The amount of loans that South Korean small and medium-sized enterprises (SMEs) failed to repay on time due to the prolonged economic downturn hit its highest level in over 20 years in 2024, leading guarantee institutions to step in and cover the debt on their behalf to banks.
According to data released by Korea Technology Finance Corp. (KOTEC) on Wednesday, the total amount KOTEC repaid on behalf of SMEs that received bank loans under its guarantee but failed to repay due to economic hardship reached 1.32 trillion won ($960.65 million) in 2024.

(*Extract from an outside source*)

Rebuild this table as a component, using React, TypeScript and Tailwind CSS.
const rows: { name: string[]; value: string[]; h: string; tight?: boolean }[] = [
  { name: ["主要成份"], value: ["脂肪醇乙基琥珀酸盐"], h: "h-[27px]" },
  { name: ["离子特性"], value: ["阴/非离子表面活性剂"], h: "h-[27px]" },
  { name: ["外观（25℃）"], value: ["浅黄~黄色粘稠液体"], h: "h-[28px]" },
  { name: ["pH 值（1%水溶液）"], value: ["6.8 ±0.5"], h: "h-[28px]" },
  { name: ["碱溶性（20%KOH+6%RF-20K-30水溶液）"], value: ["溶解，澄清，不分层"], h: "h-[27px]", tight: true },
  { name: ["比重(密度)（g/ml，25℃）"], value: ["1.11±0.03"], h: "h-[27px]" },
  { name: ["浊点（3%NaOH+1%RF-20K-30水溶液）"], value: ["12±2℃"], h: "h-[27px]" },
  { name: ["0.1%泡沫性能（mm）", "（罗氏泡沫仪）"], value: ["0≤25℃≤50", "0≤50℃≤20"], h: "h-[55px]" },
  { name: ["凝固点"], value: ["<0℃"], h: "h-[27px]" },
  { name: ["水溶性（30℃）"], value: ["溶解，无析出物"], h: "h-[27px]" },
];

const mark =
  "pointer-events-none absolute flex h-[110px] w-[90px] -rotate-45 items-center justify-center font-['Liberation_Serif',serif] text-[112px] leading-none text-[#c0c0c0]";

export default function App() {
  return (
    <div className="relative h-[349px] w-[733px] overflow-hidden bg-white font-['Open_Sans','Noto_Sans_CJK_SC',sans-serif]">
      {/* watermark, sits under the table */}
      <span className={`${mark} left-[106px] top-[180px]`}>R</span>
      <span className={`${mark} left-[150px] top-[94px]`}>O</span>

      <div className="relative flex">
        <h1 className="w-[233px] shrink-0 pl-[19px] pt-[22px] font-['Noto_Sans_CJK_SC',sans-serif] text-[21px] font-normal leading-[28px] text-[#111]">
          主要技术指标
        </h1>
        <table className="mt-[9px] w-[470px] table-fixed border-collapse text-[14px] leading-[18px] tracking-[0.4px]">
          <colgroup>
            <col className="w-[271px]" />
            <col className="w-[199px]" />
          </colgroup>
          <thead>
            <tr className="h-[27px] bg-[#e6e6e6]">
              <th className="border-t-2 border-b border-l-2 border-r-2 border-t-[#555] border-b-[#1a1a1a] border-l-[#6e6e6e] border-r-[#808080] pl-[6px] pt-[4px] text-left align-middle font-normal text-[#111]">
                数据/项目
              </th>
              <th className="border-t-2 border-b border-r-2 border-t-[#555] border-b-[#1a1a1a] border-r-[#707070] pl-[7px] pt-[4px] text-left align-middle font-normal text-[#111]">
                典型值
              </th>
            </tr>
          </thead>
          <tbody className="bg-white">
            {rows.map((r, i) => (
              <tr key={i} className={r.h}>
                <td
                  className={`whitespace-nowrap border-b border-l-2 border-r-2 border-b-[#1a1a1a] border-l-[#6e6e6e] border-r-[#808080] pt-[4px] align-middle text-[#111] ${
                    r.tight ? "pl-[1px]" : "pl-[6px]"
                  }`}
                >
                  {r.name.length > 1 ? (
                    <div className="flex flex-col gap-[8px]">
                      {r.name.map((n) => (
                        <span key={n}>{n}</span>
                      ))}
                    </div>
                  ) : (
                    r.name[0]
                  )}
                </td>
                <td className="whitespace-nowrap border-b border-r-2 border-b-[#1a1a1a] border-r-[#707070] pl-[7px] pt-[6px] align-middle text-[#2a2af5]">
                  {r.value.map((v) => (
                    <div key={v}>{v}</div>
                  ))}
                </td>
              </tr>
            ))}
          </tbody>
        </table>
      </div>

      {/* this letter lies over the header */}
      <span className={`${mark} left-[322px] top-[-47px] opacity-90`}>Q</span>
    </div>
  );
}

As the government scaled back its special financial support measures introduced during the COVID-19 pandemic, the amount of substitute repayments rose from 667.8 billion won in 2022 to 1.11 trillion won in 2023.
KOTEC’s substitute repayments already amounted to 680.6 billion won from January to May 2025 alone, suggesting that the annual total is likely to exceed the 2024 figure. The institution’s substitute repayment rate surged from 1.87 percent in 2022 to 3.43 percent in 2023 to hit 4.06 percent in 2024 - the highest level since the global financial crisis in 2007, when it stood at 4.13 percent.

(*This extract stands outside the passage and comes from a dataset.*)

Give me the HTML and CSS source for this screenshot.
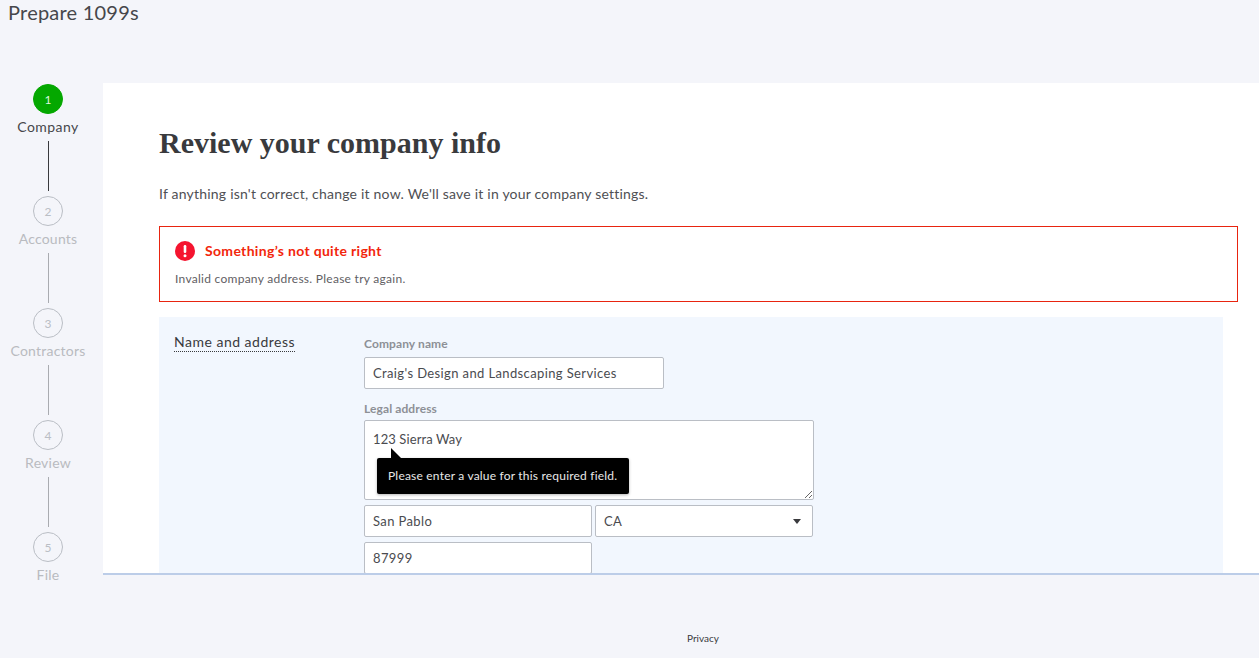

“The prolonged triple crisis of high interest rates, high inflation, and high exchange rates raised SME loan delinquency and corporate insolvency rates, resulting in increased substitute repayments,” a KOTEC official said.
Noh Min-sun, a research fellow at the Korea SMEs & Startups Institute (KOSI), also noted that “the expansion of substitute repayments reflects many SMEs and small business owners took out loans during the COVID-19 pandemic but have yet to regain the financial capacity to repay them.”
“Small businesses remain vulnerable to external factors such as U.S. tariff policies and exchange rate fluctuations, making it unlikely that the situation will improve in 2025,” he added.